(Interface markup and scripts)
----------------
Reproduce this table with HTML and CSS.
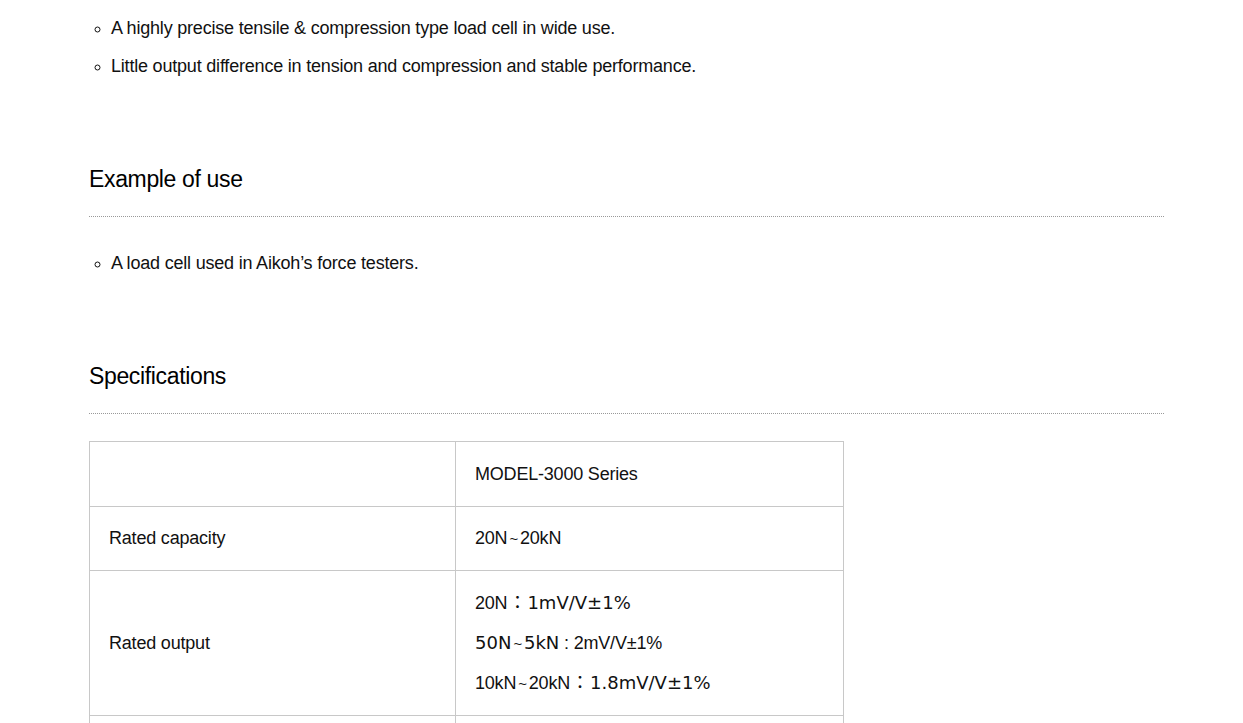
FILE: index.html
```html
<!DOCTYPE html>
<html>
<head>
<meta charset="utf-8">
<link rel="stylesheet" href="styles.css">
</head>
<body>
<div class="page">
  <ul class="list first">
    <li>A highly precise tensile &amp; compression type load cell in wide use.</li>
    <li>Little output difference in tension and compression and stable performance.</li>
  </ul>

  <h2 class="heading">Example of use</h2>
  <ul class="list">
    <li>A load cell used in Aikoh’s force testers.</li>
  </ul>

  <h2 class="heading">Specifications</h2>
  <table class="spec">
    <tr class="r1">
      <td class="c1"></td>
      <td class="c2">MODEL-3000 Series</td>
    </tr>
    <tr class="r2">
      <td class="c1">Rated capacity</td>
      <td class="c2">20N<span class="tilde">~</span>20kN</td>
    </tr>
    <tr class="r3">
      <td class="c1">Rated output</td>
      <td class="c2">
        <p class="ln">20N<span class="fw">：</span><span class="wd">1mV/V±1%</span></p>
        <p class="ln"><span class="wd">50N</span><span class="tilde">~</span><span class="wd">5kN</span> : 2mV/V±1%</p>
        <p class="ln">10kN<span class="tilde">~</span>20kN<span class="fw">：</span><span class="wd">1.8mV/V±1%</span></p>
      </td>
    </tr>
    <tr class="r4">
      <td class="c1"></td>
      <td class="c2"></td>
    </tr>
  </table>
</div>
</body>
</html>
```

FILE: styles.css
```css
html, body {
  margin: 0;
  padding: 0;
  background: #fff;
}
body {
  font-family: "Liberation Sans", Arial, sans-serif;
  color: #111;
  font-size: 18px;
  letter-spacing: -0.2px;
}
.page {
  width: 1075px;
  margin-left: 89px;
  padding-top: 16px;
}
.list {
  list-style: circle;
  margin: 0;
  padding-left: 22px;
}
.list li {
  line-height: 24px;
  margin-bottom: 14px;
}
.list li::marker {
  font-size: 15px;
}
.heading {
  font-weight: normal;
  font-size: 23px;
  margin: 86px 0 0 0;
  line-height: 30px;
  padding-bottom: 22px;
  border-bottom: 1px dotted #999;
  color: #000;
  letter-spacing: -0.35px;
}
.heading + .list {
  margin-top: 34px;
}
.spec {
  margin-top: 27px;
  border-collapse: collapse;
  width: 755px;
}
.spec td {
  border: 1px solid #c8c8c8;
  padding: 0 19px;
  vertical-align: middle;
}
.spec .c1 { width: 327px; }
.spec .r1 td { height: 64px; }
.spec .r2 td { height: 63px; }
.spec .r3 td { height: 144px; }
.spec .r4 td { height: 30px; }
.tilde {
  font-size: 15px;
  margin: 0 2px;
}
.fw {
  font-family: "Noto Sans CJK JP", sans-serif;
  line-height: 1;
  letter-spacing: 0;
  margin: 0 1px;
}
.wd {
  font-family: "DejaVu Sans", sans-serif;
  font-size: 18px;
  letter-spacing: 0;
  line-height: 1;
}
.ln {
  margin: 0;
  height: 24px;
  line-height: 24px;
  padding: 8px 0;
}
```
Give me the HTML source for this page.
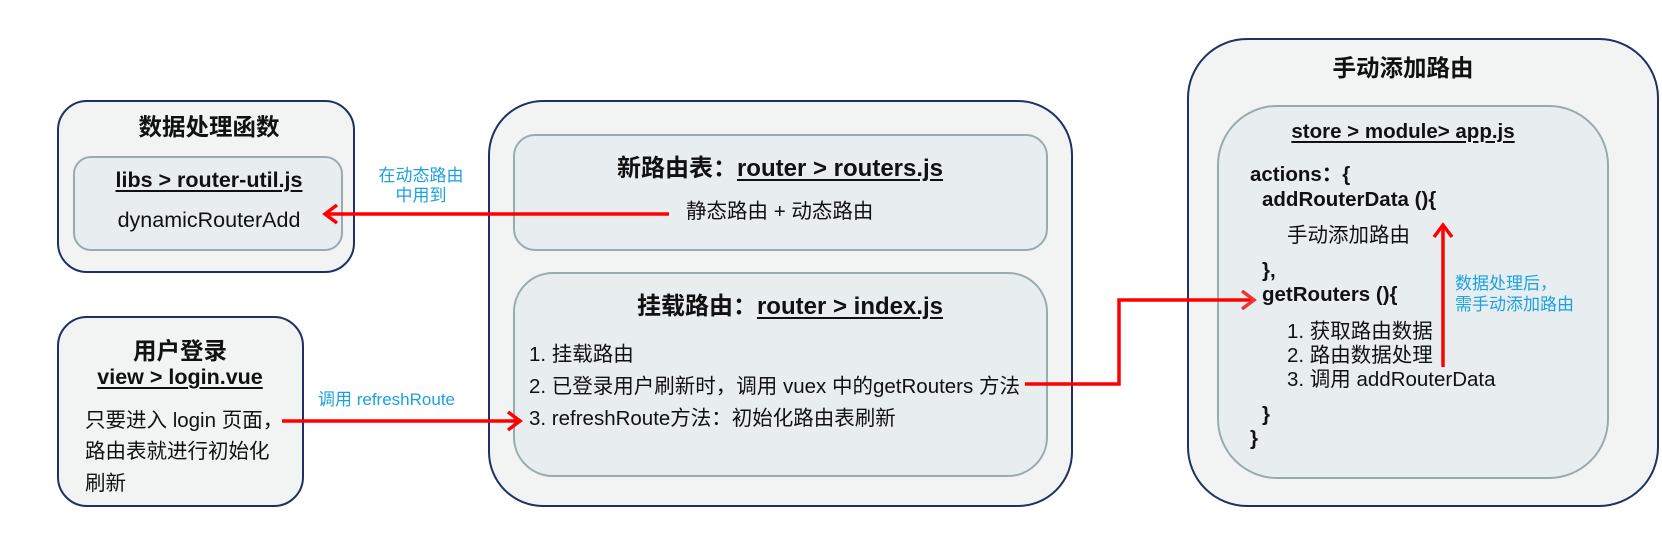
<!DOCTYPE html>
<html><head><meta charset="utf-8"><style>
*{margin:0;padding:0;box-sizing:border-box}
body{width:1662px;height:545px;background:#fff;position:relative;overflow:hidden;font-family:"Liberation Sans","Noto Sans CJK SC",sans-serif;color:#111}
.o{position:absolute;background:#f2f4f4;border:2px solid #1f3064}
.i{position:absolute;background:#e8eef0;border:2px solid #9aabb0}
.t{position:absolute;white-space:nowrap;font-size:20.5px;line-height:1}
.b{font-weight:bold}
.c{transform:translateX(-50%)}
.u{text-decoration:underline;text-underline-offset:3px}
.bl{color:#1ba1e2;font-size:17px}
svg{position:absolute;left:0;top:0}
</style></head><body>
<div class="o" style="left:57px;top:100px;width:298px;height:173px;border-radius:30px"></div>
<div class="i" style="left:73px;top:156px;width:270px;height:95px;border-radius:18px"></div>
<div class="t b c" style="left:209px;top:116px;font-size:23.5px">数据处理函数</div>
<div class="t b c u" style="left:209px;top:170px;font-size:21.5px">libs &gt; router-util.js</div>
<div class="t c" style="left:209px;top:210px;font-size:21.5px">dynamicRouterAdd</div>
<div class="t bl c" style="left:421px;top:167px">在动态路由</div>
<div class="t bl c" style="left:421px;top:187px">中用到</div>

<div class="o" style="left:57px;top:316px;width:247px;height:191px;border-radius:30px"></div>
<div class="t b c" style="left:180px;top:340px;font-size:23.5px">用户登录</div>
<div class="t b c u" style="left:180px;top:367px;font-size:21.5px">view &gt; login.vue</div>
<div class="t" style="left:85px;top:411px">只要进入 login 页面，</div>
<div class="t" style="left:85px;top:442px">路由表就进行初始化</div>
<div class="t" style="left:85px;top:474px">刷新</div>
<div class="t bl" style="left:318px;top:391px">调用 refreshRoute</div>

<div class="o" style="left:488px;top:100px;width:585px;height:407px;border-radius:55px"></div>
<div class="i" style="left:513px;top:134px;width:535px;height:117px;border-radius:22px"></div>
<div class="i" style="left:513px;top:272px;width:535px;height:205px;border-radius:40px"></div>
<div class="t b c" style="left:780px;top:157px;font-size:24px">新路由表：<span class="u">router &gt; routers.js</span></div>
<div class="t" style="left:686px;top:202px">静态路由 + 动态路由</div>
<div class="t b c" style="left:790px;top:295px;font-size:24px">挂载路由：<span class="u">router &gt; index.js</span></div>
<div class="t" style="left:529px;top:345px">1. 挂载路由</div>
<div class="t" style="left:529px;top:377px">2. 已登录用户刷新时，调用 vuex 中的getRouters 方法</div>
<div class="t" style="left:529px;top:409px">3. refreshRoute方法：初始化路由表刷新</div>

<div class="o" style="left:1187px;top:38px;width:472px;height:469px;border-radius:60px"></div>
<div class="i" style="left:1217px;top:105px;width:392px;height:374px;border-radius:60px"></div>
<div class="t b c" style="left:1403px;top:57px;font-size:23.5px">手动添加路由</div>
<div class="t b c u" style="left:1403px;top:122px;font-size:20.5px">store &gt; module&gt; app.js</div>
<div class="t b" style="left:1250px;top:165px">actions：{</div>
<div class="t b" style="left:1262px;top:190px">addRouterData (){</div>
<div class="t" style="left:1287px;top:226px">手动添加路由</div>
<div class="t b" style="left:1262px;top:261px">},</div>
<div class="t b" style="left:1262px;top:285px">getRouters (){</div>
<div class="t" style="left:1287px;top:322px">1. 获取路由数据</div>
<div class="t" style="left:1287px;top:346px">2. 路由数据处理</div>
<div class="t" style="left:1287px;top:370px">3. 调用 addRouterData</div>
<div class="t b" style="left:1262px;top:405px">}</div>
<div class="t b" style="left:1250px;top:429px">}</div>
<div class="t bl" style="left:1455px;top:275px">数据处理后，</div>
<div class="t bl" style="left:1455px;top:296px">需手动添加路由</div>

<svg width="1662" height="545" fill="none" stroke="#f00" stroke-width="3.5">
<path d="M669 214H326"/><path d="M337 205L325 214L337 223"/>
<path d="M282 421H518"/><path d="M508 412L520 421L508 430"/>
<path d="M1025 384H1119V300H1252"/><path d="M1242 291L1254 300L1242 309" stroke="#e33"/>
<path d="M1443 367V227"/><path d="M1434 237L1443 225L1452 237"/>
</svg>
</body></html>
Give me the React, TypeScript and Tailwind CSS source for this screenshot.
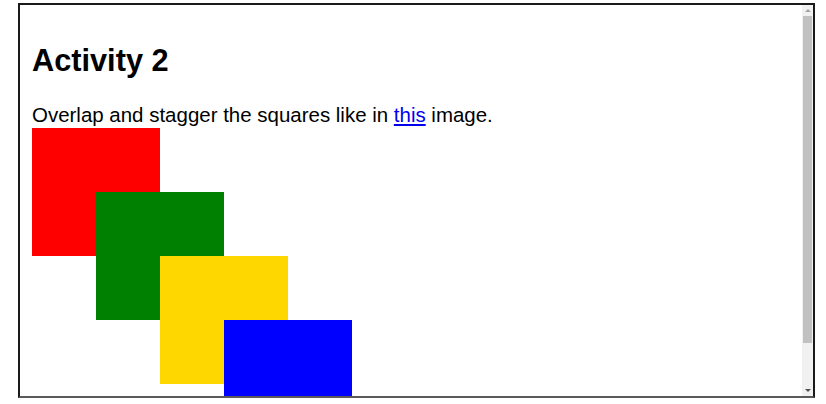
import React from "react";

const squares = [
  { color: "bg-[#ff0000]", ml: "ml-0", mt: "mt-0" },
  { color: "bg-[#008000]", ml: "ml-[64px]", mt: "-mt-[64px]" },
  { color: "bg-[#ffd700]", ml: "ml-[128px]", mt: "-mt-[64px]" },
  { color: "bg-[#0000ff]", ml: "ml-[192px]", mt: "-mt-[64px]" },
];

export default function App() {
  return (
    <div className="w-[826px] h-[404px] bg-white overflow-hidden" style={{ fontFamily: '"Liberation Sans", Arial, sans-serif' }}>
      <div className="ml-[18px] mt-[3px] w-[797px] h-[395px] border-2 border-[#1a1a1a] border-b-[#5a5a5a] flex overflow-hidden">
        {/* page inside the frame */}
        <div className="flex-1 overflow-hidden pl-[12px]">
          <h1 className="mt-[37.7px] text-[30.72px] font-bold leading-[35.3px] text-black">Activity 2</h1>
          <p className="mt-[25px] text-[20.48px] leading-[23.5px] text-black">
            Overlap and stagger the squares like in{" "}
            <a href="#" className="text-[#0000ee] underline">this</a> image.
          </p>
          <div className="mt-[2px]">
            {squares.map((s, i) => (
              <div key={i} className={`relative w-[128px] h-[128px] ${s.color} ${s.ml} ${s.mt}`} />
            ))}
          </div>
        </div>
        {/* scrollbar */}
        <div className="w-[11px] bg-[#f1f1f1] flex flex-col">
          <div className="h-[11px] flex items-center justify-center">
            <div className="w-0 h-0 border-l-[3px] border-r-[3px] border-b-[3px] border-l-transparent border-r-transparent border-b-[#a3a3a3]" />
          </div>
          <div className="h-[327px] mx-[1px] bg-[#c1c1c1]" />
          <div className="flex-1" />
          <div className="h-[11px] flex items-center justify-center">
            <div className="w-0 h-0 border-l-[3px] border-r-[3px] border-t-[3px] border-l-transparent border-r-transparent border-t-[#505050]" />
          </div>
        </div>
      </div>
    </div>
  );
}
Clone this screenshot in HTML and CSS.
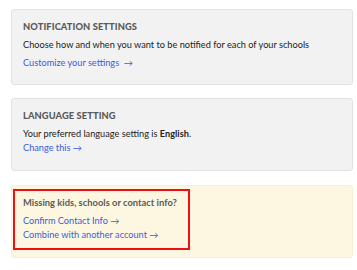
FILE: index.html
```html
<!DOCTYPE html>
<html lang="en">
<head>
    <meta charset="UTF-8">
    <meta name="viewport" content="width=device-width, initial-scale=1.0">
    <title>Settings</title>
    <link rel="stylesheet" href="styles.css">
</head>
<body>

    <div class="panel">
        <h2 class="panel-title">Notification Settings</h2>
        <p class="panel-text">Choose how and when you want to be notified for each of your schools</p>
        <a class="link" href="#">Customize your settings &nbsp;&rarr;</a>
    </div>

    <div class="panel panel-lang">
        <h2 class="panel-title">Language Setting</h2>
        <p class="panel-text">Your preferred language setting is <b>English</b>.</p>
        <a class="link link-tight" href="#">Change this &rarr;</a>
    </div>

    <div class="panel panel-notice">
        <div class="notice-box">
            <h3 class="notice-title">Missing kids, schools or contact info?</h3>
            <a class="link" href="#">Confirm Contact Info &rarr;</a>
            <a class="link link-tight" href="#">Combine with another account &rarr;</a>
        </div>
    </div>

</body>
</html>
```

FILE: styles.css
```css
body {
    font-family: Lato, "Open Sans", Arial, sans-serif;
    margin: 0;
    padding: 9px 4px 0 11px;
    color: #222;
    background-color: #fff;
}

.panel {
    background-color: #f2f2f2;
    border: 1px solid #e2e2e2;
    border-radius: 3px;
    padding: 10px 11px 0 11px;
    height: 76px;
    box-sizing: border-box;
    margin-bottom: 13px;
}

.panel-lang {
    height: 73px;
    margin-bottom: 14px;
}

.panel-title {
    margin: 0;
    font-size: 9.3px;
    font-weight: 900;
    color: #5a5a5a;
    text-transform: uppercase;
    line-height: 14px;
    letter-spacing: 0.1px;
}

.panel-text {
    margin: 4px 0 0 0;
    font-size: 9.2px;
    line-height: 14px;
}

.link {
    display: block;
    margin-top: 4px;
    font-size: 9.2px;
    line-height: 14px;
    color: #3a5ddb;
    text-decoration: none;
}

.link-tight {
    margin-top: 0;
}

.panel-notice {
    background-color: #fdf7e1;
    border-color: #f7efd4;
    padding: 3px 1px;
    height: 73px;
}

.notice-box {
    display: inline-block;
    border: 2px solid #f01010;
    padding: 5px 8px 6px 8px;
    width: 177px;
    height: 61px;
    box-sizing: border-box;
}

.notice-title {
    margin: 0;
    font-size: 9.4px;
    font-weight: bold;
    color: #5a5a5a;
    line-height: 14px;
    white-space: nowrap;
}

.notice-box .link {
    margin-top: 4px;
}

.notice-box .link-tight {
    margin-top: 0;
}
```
----------------
- [Given instruction]
Say how many lines in the records above hold "screenshot", and give no other text.

- [Result for this task]
2